Besides the chance to perform again for the receptive Israeli audience that he remembers from the band’s sold-out show at the Menorah Mivtahim Arena in 2018, Hansen said he’s looking forward to revisiting the Israeli food scene.

An accomplished chef, who in 2015, won the celebrity episode of the cooking competition Chopped, Hansen said that he’s adopted many of the culinary habits that are witnessed here.

“I was impressed by how clean and vibrant the Mediterranean style of food preparation is. I’ve been trying to eat more like that, which is difficult on the road. In America, it’s so easy to deep fry everything. You have to make a conscious decision to search out purer ways of eating,” said Hansen.
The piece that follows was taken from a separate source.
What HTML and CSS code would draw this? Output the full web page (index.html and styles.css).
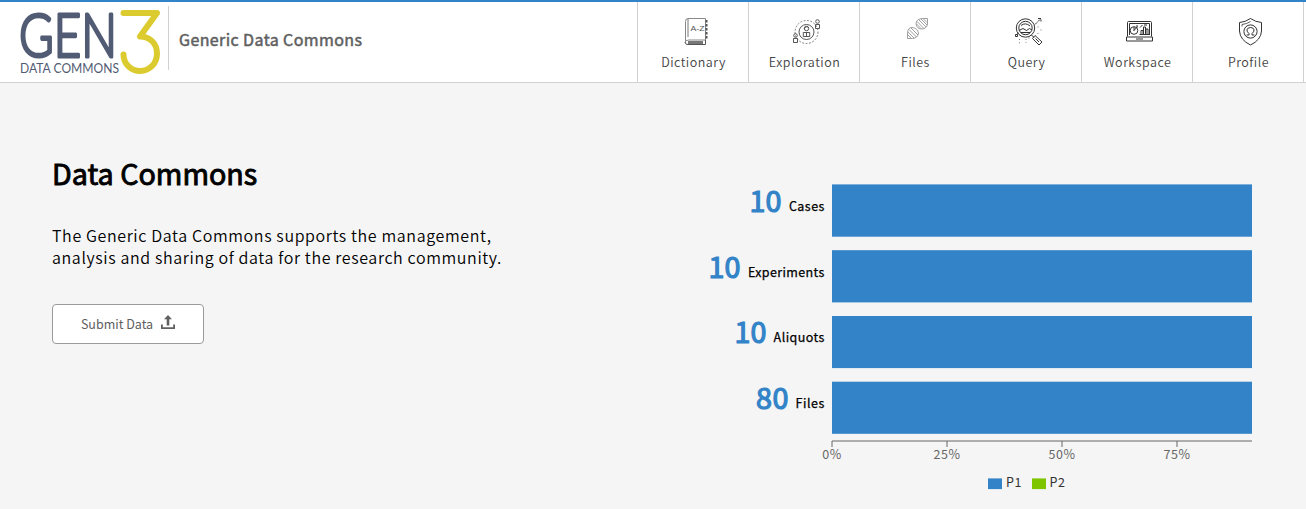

When asked whether he prefers cooking or singing, Hansen diplomatically said that they both provide satisfaction in different ways. And that there are some surprising similarities.

“Cooking is similar to writing songs, if you look at the ingredients as your melody and lyrics, and the pots and pans as your instruments. You can use them to create something completely new and individualistic,” he said. “It’s the same with music.

"Whether two people play the same song or make the same meal, it’s always going to come out slightly different because of the human element involved and what they bring to the recipe or the song."

Kelly Hansen

“But when you’re cooking, there’s no record company breathing down your neck or pressure to create a hit. You’re doing it because you love to do it and it’s for people who you care about. That’s what I love about cooking.”

But since he can’t make breakfast in bed for the thousands of Foreigner fans who will be converging in Ra’anana next month, Hansen and the rest of Foreigner will suffice by putting their particular accents on a batch of well-known songs that will satiate the appetite of any music lover.